In summary, many of the most relevant features are related to image load and registry operations. The reason for this can be found to a degree in the selection of data used in the experiment: With a focus on the initial 10 s of activity, it is expected to see numerous events pertaining to the dynamic linking of libraries [28], which is generally more widely used than static or runtime linking in both malware and benign software. Registry events typically represent initialization tasks or changes to certain settings, something that is often seen in the early stages of operation as well. Interestingly, file events were found to be generally underrepresented during the start-up of compromised process instances in particular: Only 108 events in the selection described malicious file operations, as opposed to 40,538 events in the benign svchost.exe corpus. As a result, the lack of specific file operations might be a strong indicator of manipulation – something that has to be considered in future feature selection.

As a standalone system, the sentiment analysis component performed well (accuracy of 98.2%) in comparison to similar n-gram-based implementations such as AccessMiner [29], which achieved an average accuracy rate of 89.5% using file operation trigrams of benign applications as baseline. This supports our decision of observing several event types in synergy and of basing our decision on a statistical test rather than the number of n-grams deviating from a baseline.

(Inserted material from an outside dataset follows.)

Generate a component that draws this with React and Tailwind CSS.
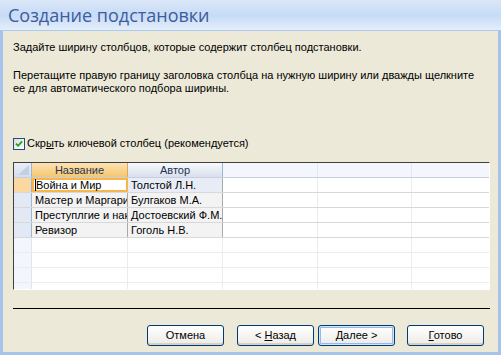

To determine not only a preliminary anomaly score but identify processes more likely to exhibit malicious behavior, we used statistical evaluation of close to 2,000 unique processes that were launched during the lifetime of more than 10,000 benign and close to 2,000 malicious system sessions. This yielded a list of 7 processes (Table 4) that were determined to be of greatest significance. In order to perform meaningful data mining, the process with the most recorded events (126.1 million) was chosen for all subsequent analyses: svchost.exe, the Windows generic host (service host) process [30].

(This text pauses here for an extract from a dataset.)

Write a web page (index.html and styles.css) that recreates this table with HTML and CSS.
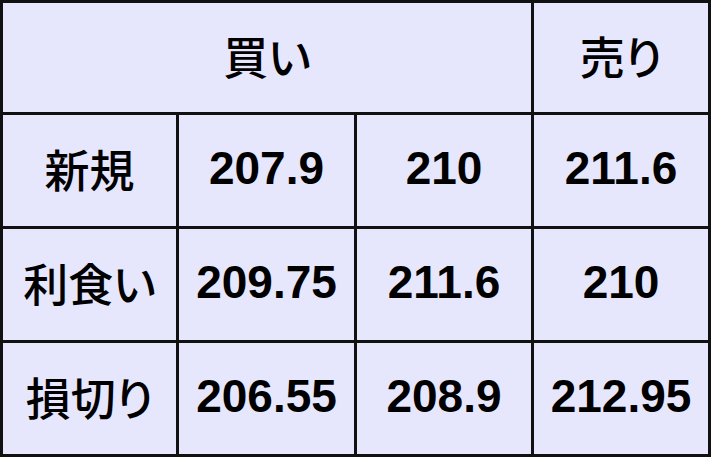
FILE: index.html
```html
<!DOCTYPE html>
<html lang="ja">
<head>
<meta charset="utf-8">
<link rel="stylesheet" href="styles.css">
</head>
<body>
<div class="table">
  <div class="cell head span3 jp">買い</div>
  <div class="cell head jp">売り</div>

  <div class="cell jp">新規</div>
  <div class="cell num">207.9</div>
  <div class="cell num">210</div>
  <div class="cell num">211.6</div>

  <div class="cell jp">利食い</div>
  <div class="cell num">209.75</div>
  <div class="cell num">211.6</div>
  <div class="cell num">210</div>

  <div class="cell jp">損切り</div>
  <div class="cell num">206.55</div>
  <div class="cell num">208.9</div>
  <div class="cell num">212.95</div>
</div>
</body>
</html>
```
FILE: styles.css
```css
html, body {
  margin: 0;
  padding: 0;
  background: #e6e6fc;
}
.table {
  width: 711px;
  height: 457px;
  box-sizing: border-box;
  display: grid;
  grid-template-columns: 173px 175px 174px 174px;
  grid-template-rows: 109px 111px 111px 111px;
  gap: 3px;
  padding: 3px;
  background: #111111;
}
.cell {
  background: #e6e6fc;
  display: flex;
  align-items: center;
  justify-content: center;
  color: #000;
  white-space: nowrap;
  box-sizing: border-box;
  padding-bottom: 5px;
}
.span3 {
  grid-column: span 3;
}
.jp {
  font-family: "Noto Sans CJK JP", "Noto Sans", sans-serif;
  font-weight: 500;
  font-size: 45px;
  font-feature-settings: "palt";
}
.num {
  font-family: "Liberation Sans", Arial, sans-serif;
  font-weight: bold;
  font-size: 46px;
}
```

Table 4. Primary process candidates for monitoring

Star anomaly detection by itself resulted in a workable accuracy of at least 89.3% and up to 96.2%, depending on the number of templates and the kind of threshold optimization used. Utilizing multiple templates for complex processes such as svchost.exe is highly recommended: In our experiments, doing so increased accuracy by at least 2 percentage points across the board. Still, optimizing the threshold instead of using the mean star graph distance deviation should be used sparingly to avoid overfitting. The key contribution of the (standalone) star anomaly system is undoubtedly the new insights into process coverage: Our results show that 88.48% of all malicious activity is reflected in the first 10 s of activity of the svchost.exe generic host process. This finding has the potential to significantly contribute to IDS efficiency for both new and existing solutions.

5 Conclusion

In this article, we presented the core components of a star structure-based intrusion detection and classification system able to detect and explain anomalous deviations in operating system process behavior. The returned output of detailed state changes as well as a tendency towards a specific APT stage and attack pattern is expressed through the mapping of semantic key factors to a dedicated attacker–defender model. At the same time, the model suggests specific measures intended to counter any observed attack.

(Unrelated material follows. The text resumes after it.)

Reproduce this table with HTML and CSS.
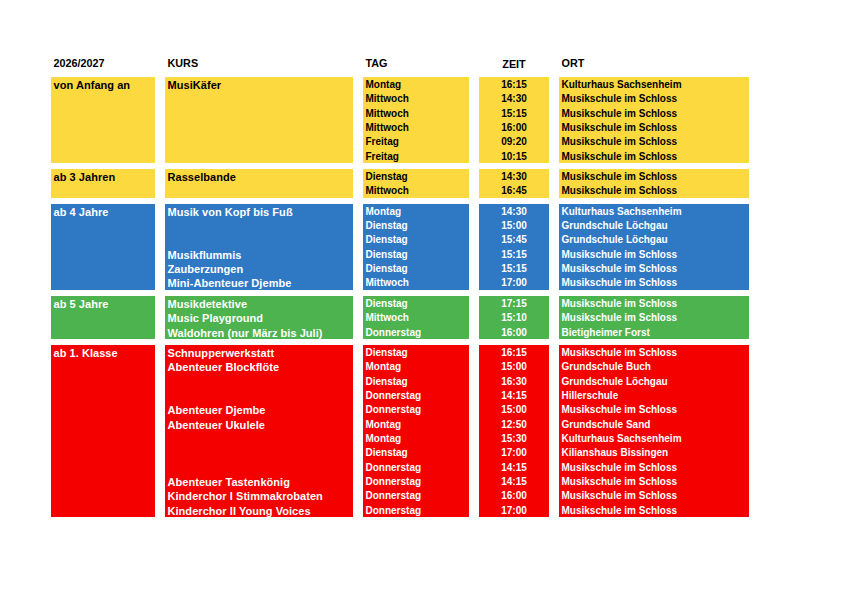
FILE: index.html
```html
<!DOCTYPE html>
<html lang="de">
<head>
<meta charset="utf-8">
<title>Kursplan 2026/2027</title>
<link rel="stylesheet" href="styles.css">
</head>
<body>
<div class="page">
  <div class="head">
    <div class="hc">2026/2027</div>
    <div class="hc">KURS</div>
    <div class="hc">TAG</div>
    <div class="hc center zeit">ZEIT</div>
    <div class="hc">ORT</div>
  </div>

  <div class="group yellow">
    <div class="cell big"><div class="ln">von Anfang an</div></div>
    <div class="cell big"><div class="ln">MusiKäfer</div></div>
    <div class="cell">
      <div class="ln">Montag</div><div class="ln">Mittwoch</div><div class="ln">Mittwoch</div><div class="ln">Mittwoch</div><div class="ln">Freitag</div><div class="ln">Freitag</div>
    </div>
    <div class="cell center">
      <div class="ln">16:15</div><div class="ln">14:30</div><div class="ln">15:15</div><div class="ln">16:00</div><div class="ln">09:20</div><div class="ln">10:15</div>
    </div>
    <div class="cell">
      <div class="ln">Kulturhaus Sachsenheim</div><div class="ln">Musikschule im Schloss</div><div class="ln">Musikschule im Schloss</div><div class="ln">Musikschule im Schloss</div><div class="ln">Musikschule im Schloss</div><div class="ln">Musikschule im Schloss</div>
    </div>
  </div>

  <div class="group yellow">
    <div class="cell big"><div class="ln">ab 3 Jahren</div></div>
    <div class="cell big"><div class="ln">Rasselbande</div></div>
    <div class="cell"><div class="ln">Dienstag</div><div class="ln">Mittwoch</div></div>
    <div class="cell center"><div class="ln">14:30</div><div class="ln">16:45</div></div>
    <div class="cell"><div class="ln">Musikschule im Schloss</div><div class="ln">Musikschule im Schloss</div></div>
  </div>

  <div class="group blue">
    <div class="cell big"><div class="ln">ab 4 Jahre</div></div>
    <div class="cell big">
      <div class="ln">Musik von Kopf bis Fuß</div><div class="ln"></div><div class="ln"></div><div class="ln">Musikflummis</div><div class="ln">Zauberzungen</div><div class="ln">Mini-Abenteuer Djembe</div>
    </div>
    <div class="cell">
      <div class="ln">Montag</div><div class="ln">Dienstag</div><div class="ln">Dienstag</div><div class="ln">Dienstag</div><div class="ln">Dienstag</div><div class="ln">Mittwoch</div>
    </div>
    <div class="cell center">
      <div class="ln">14:30</div><div class="ln">15:00</div><div class="ln">15:45</div><div class="ln">15:15</div><div class="ln">15:15</div><div class="ln">17:00</div>
    </div>
    <div class="cell">
      <div class="ln">Kulturhaus Sachsenheim</div><div class="ln">Grundschule Löchgau</div><div class="ln">Grundschule Löchgau</div><div class="ln">Musikschule im Schloss</div><div class="ln">Musikschule im Schloss</div><div class="ln">Musikschule im Schloss</div>
    </div>
  </div>

  <div class="group green">
    <div class="cell big"><div class="ln">ab 5 Jahre</div></div>
    <div class="cell big">
      <div class="ln">Musikdetektive</div><div class="ln">Music Playground</div><div class="ln">Waldohren (nur März bis Juli)</div>
    </div>
    <div class="cell"><div class="ln">Dienstag</div><div class="ln">Mittwoch</div><div class="ln">Donnerstag</div></div>
    <div class="cell center"><div class="ln">17:15</div><div class="ln">15:10</div><div class="ln">16:00</div></div>
    <div class="cell"><div class="ln">Musikschule im Schloss</div><div class="ln">Musikschule im Schloss</div><div class="ln">Bietigheimer Forst</div></div>
  </div>

  <div class="group red">
    <div class="cell big"><div class="ln">ab 1. Klasse</div></div>
    <div class="cell big">
      <div class="ln">Schnupperwerkstatt</div><div class="ln">Abenteuer Blockflöte</div><div class="ln"></div><div class="ln"></div><div class="ln">Abenteuer Djembe</div><div class="ln">Abenteuer Ukulele</div><div class="ln"></div><div class="ln"></div><div class="ln"></div><div class="ln">Abenteuer Tastenkönig</div><div class="ln">Kinderchor I Stimmakrobaten</div><div class="ln">Kinderchor II Young Voices</div>
    </div>
    <div class="cell">
      <div class="ln">Dienstag</div><div class="ln">Montag</div><div class="ln">Dienstag</div><div class="ln">Donnerstag</div><div class="ln">Donnerstag</div><div class="ln">Montag</div><div class="ln">Montag</div><div class="ln">Dienstag</div><div class="ln">Donnerstag</div><div class="ln">Donnerstag</div><div class="ln">Donnerstag</div><div class="ln">Donnerstag</div>
    </div>
    <div class="cell center">
      <div class="ln">16:15</div><div class="ln">15:00</div><div class="ln">16:30</div><div class="ln">14:15</div><div class="ln">15:00</div><div class="ln">12:50</div><div class="ln">15:30</div><div class="ln">17:00</div><div class="ln">14:15</div><div class="ln">14:15</div><div class="ln">16:00</div><div class="ln">17:00</div>
    </div>
    <div class="cell">
      <div class="ln">Musikschule im Schloss</div><div class="ln">Grundschule Buch</div><div class="ln">Grundschule Löchgau</div><div class="ln">Hillerschule</div><div class="ln">Musikschule im Schloss</div><div class="ln">Grundschule Sand</div><div class="ln">Kulturhaus Sachsenheim</div><div class="ln">Kilianshaus Bissingen</div><div class="ln">Musikschule im Schloss</div><div class="ln">Musikschule im Schloss</div><div class="ln">Musikschule im Schloss</div><div class="ln">Musikschule im Schloss</div>
    </div>
  </div>
</div>
</body>
</html>
```

FILE: styles.css
```css
html, body {
  margin: 0;
  padding: 0;
  background: #ffffff;
}

body {
  font-family: "Liberation Sans", Arial, Helvetica, sans-serif;
  font-weight: bold;
  color: #000000;
}

.page {
  padding: 56px 0 0 51px;
}

.head,
.group {
  display: grid;
  grid-template-columns: 104px 188px 106px 70px 190px;
  column-gap: 10px;
}

.head {
  font-size: 10.8px;
  line-height: 15.5px;
  height: 15px;
}

.hc {
  padding-left: 2.5px;
  white-space: nowrap;
}

.hc.center {
  padding-left: 0;
  text-align: center;
}

.hc.zeit {
  line-height: 17.5px;
}

.group {
  margin-top: 6px;
  font-size: 10px;
}

.cell {
  padding-left: 2.5px;
}

.cell.big {
  font-size: 11px;
  letter-spacing: 0.05px;
}

.cell.center {
  padding-left: 0;
  text-align: center;
}

.ln {
  height: 14.35px;
  line-height: 16.1px;
  white-space: nowrap;
}

.yellow .cell {
  background: #fdd940;
  color: #000000;
}

.blue .cell {
  background: #2e78c4;
  color: #ffffff;
}

.green .cell {
  background: #4cb34f;
  color: #ffffff;
}

.red .cell {
  background: #f40000;
  color: #ffffff;
}
```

The process was prototypically implemented and successfully tested using real-world process data captured on more than a dozen company workstations over half a year. Ultimately, 99.8% of star structure anomalies were correctly identified as benign or malicious, with a solid 95.7% accuracy in multi-class scenarios that seek to associate each anomaly with a distinct CAPEC attack pattern. Furthermore, we have shown that 88.3% of close to 2,000 attacks could be accurately identified by observing and classifying just one generic Windows process for a mere 10 seconds, thereby eliminating the necessity to monitor each and every (unknown) process existing on a system.

For future research, we aim to focus on strategy inference utilizing the model in combination with anomalous events tagged by our classification system to compute optimal responses to a wide range of attacks. This will enable analysts to employ our solution as expert system supporting both risk management and organizational threat mitigation while being provided detailed technical assessments about individual stages of an intrusion.